The Autologistic Regression Model

Before developing the SACWE model, it is instructive to first look at the ALR model in detail. For spatial observation i, let the response variable be defined by a binary random variable y i , and y i  = 1 when the event is present and y i  = 0 when absent. For simplicity and without loss of generality, let there be one predictor pattern, which is defined by a binary random variable x 1,i , and x 1,i  = 1 when the predictor pattern is present and x 1,i  = 0 when absent. Furthermore, let p i be the probability of y i  = 1. Following the notation of Augustin, Mugglestone, and Buckland (1996), the ALR model is specified as:

$$ \log \left( \frac{p_{i}}{1-p_{i}}\right) =\alpha +\beta_{1}x_{1,i}+\beta_{\rm auto}\,\text{autocov}_{i} $$
(1)

where α is the usual intercept term, β1 is the regression coefficient associated with the predictor pattern x 1,i , and βauto is the regression coefficient associated with the so-called spatial autocovariate, autocov i , which is calculated as:

$$ \text{autocov}_{i}=\frac{\sum_{j=1}^{k_{i}}w_{ij}y_{j}} {\sum_{j=1}^{k_{i}}w_{ij}} $$
(2)

where k i is the total number of spatial neighbors for i, and w ij is the spatial weight given to its jth neighbor. It can be seen from Eq. 2 that the spatial autocovariate autocov i is a weighted average of the spatial neighbors of observation i. The autocovariate autocov i differs from the normal predictor pattern x 1,i in that it is a function of the response variable, and its inclusion explicitly accounts for spatial autocorrelation.

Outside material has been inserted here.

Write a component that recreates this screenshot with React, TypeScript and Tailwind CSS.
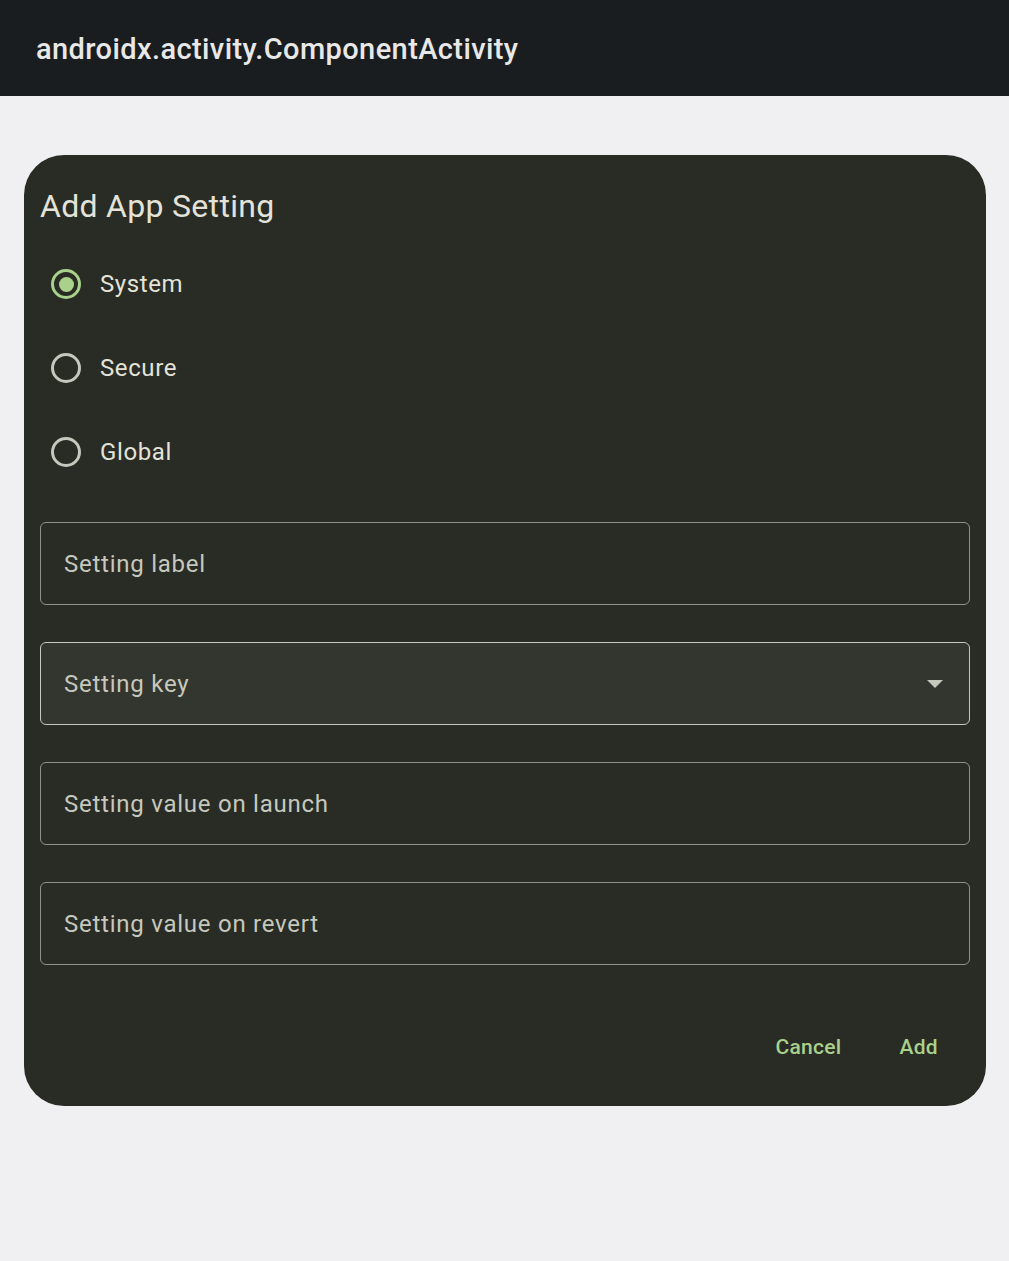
import { useState } from "react";

const fields = [
  { label: "Setting label" },
  { label: "Setting key", dropdown: true },
  { label: "Setting value on launch" },
  { label: "Setting value on revert" },
];

function Radio({ label, checked, onSelect }: { label: string; checked: boolean; onSelect: () => void }) {
  return (
    <button type="button" onClick={onSelect} className="flex h-[84px] items-center gap-[19px] pl-[11px] text-left">
      <span
        className={
          checked
            ? "flex h-[30px] w-[30px] items-center justify-center rounded-full border-[3px] border-[#a9d18c]"
            : "flex h-[30px] w-[30px] items-center justify-center rounded-full border-[3px] border-[#c6c8bd]"
        }
      >
        {checked ? <span className="h-[15px] w-[15px] rounded-full bg-[#a9d18c]" /> : null}
      </span>
      <span className="text-[24px] tracking-[0.6px] text-[#e3e3d9]">{label}</span>
    </button>
  );
}

function Field({ label, dropdown }: { label: string; dropdown?: boolean }) {
  return (
    <div
      className={
        dropdown
          ? "flex h-[83px] items-center justify-between rounded-[6px] border-[1.5px] border-[#c6c8bd] bg-[#33352f] pl-[23px] pr-[26px]"
          : "flex h-[83px] items-center justify-between rounded-[6px] border-[1.5px] border-[#8f9288] pl-[23px] pr-[26px]"
      }
    >
      <span className="text-[24px] tracking-[0.75px] text-[#c6c8bd]">{label}</span>
      {dropdown ? (
        <svg width="16" height="8" viewBox="0 0 16 8">
          <path d="M0 0 L16 0 L8 8 Z" fill="#c6c8bd" />
        </svg>
      ) : null}
    </div>
  );
}

export default function App() {
  const [selected, setSelected] = useState("System");

  return (
    <div className="min-h-[1261px] bg-[#f0f0f2] font-['Roboto',sans-serif]">
      <header className="flex h-[96px] items-center bg-[#1a1d20] px-[36px] pt-[4px]">
        <h1 className="text-[29px] font-medium tracking-[0.4px] text-[#e8e8e8]">
          androidx.activity.ComponentActivity
        </h1>
      </header>

      <div className="pl-[24px] pr-[23px] pt-[59px]">
        <div className="rounded-[40px] bg-[#292b25] pb-[42px] pl-[16px] pr-[16px] pt-[27px]">
          <h2 className="text-[32px] leading-[48px] tracking-[0.3px] text-[#e3e3d9]">Add App Setting</h2>

          <div className="mt-[12px] flex flex-col">
            {["System", "Secure", "Global"].map((name) => (
              <Radio key={name} label={name} checked={selected === name} onSelect={() => setSelected(name)} />
            ))}
          </div>

          <div className="mt-[28px] flex flex-col gap-[37px]">
            {fields.map((f) => (
              <Field key={f.label} label={f.label} dropdown={f.dropdown} />
            ))}
          </div>

          <div className="mt-[67px] flex justify-end gap-[58px] pr-[32px]">
            <button type="button" className="text-[21px] font-medium tracking-[0.3px] text-[#a9d18c]">
              Cancel
            </button>
            <button type="button" className="text-[21px] font-medium tracking-[0.3px] text-[#a9d18c]">
              Add
            </button>
          </div>
        </div>
      </div>
    </div>
  );
}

It is clear that autocov i has a lower bound of 0, as in the case of all neighbors of observation i being 0, and an upper bound of 1, as in the case of all neighbors being 1. When βauto is positive, the probability of y i  = 1 is positively influenced by the average value of the spatial neighbors of i, and the more neighbors taking on a value of 1 the higher the probability of y i being equal to 1.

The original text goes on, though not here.